The company says each interceptor costs less than $580 (€500) and is built to chase targets at speeds up to 310 mph (500 km/h).

Although Sensofusion boasts some of the highest production numbers on the market, it’s not the first company to market the concept of a portable all-in-one drone production hub.

Firestorm Labs’ xCell system, the most tested U.S. equivalent to Sensofusion, uses two containers and works at a significantly slower pace by producing roughly 50 drones per month. Its newly announced SQUALL airframe is the first drone purpose-built to come off a mobile factory line, according to the company.

Founded in 2022, Firestorm’s biggest selling point is its testing and validation. The company holds a $100 million U.S. Air Force contract, has run field exercises with Air Force Special Operations Command and the Air National Guard and raised $47 million in Series A funding.

Per Se Systems, a French firm, operates in a middle ground by building micro drone factories on trailers — instead of shipping containers — that produce up to ten drones per hour on a generator with 19 hours of autonomous operation.

Per Se has been field-tested with 12 French Army regiments and is embedded in four active development projects with the French military, according to Army Recognition.
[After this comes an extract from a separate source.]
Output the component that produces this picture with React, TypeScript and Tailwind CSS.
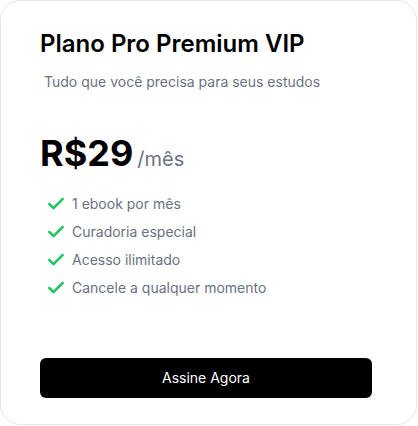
import React from "react";

const features = [
  "1 ebook por mês",
  "Curadoria especial",
  "Acesso ilimitado",
  "Cancele a qualquer momento",
];

function Check() {
  return (
    <svg width="20" height="20" viewBox="0 0 24 24" fill="none" stroke="#22c55e" strokeWidth="3" strokeLinecap="round" strokeLinejoin="round">
      <path d="M20 6 9 17l-5-5" />
    </svg>
  );
}

export default function App() {
  return (
    <div className="w-[418px] h-[426px] bg-white" style={{ fontFamily: "Inter, 'Noto Sans', sans-serif" }}>
      <div className="w-[417px] h-[425px] border border-gray-200 rounded-[20px] bg-white flex flex-col pl-[39px] pt-[27px]">
        <h1 className="text-2xl leading-8 font-semibold text-black">Plano Pro Premium VIP</h1>
        <p className="mt-[12px] ml-1 text-sm leading-5 text-gray-500">Tudo que você precisa para seus estudos</p>
        <div className="mt-[41px] flex items-baseline">
          <span className="text-4xl leading-10 font-bold text-black">R$29</span>
          <span className="ml-1 text-xl text-gray-500">/mês</span>
        </div>
        <ul className="mt-[21px] ml-[6px] flex flex-col gap-2">
          {features.map((f) => (
            <li key={f} className="flex items-center gap-[6px] text-sm leading-5 text-gray-500">
              <Check />
              <span>{f}</span>
            </li>
          ))}
        </ul>
        <button className="mt-[60px] w-[332px] h-10 bg-black text-white text-sm rounded-md">Assine Agora</button>
      </div>
    </div>
  );
}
A P1-Sun interceptor drone takes off during a test flight at an undisclosed location in Ukraine on March 19, 2026.(Genya Savilov/AFP via Getty Images)
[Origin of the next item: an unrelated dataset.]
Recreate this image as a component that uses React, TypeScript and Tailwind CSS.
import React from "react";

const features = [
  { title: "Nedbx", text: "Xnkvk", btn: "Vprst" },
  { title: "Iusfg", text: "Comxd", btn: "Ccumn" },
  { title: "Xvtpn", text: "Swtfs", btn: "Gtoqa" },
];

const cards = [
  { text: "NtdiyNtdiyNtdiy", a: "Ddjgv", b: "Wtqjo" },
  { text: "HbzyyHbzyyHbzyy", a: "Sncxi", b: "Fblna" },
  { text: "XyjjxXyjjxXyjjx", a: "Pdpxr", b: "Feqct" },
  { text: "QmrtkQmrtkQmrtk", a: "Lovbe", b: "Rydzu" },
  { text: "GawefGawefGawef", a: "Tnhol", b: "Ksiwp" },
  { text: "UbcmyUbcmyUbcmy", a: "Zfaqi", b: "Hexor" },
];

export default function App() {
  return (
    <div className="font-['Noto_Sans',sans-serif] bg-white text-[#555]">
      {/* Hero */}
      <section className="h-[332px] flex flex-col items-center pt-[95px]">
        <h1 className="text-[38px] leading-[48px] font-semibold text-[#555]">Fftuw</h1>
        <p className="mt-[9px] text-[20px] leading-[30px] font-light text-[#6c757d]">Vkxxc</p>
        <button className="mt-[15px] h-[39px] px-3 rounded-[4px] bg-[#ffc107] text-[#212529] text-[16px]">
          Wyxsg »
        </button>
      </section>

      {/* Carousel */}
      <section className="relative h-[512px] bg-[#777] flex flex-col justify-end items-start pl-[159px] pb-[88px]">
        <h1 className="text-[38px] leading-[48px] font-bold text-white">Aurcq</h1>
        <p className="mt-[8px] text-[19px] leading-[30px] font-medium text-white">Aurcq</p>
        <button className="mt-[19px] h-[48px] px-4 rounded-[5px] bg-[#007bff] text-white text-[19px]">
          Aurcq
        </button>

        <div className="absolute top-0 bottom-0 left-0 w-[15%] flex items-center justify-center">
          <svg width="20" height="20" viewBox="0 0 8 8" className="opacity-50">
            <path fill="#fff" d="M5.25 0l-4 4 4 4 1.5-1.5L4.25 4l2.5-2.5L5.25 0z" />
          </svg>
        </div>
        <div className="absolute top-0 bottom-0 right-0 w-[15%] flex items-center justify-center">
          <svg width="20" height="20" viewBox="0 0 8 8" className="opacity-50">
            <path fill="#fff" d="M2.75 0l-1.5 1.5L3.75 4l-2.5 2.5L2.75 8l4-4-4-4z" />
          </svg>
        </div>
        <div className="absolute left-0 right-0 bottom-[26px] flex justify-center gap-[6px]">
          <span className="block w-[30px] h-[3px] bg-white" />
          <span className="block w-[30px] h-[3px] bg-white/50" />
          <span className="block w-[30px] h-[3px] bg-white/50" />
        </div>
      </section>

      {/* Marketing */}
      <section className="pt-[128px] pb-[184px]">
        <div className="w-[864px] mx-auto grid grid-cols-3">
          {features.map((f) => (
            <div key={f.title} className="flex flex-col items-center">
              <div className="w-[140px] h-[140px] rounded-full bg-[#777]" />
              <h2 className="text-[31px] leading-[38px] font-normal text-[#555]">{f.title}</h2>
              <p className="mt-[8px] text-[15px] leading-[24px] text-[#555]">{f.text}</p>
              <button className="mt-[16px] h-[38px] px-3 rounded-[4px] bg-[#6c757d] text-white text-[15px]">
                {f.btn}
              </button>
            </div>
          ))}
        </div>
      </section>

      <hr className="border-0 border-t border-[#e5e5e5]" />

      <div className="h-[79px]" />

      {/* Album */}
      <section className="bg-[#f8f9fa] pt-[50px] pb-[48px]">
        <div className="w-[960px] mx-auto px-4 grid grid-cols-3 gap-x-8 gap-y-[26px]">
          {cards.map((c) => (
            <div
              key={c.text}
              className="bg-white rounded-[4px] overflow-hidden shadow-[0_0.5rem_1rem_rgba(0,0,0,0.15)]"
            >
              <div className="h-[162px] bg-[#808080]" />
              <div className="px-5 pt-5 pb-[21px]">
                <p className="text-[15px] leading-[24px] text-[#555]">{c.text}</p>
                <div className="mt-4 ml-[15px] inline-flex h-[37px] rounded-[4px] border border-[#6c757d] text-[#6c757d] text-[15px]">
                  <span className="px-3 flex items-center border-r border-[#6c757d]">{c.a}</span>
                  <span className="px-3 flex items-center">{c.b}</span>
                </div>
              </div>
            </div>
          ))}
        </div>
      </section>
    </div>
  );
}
The drawbacks of production containers

Some logistics and strategy specialists say the all-in-one package wrapped into the portable factory concept ignores some critical battlefield questions that could render the projects useless.

A container full of printers, raw materials, sensitive electronics and proprietary design files concentrates exactly the kind of capability an adversary would want to destroy or capture, according to a Center for Strategic and International Studies analysis that identified several strategic vulnerabilities in frontline drone production.

And the problems compound from there.

Airframes can be printed, but the motors, batteries, electronic speed controllers, radios and sensors that make a drone combat-capable cannot, and those components must be trucked to the container through the same supply chains the factory is supposed to bypass.

Quality control under field conditions remains untested. Vibration, temperature swings, dust and intermittent power degrade the dimensional tolerances that 3D-printed parts require, and no company has demonstrated sustained production outside a controlled environment.

“Industrial resilience is combat power,” the CSIS experts concluded. “The next war will not be won by who initially fields the most drones, but by who sustains building them at scale.”

Several countries are catching on to the growing need to invest in drone production logistics.

Five NATO nations — the United Kingdom, France, Germany, Italy and Poland — launched a joint initiative in February to develop affordable interceptor drones within a year under a program called LEAP, explicitly drawing on Ukrainian battlefield know-how to do it.

Ukraine’s experts say they are ready and willing to share their hard-earned lessons with allies, including the strategies to build a new layer of defense alongside the new weapons themselves.

“What Ukraine has built is a deep operational ecosystem across multiple domains, designed for conflicts where entirely new types of threats appear,” Brave1’s Moroz said.

“And ecosystems like this are extremely hard to copy,” he explained. “Even investing hundreds of billions or a trillion today would not easily replicate the experience, integration, and speed of iteration built over years of real combat.”

His final words of advice to allies?

“Drones are the tool. The infrastructure is the weapon.”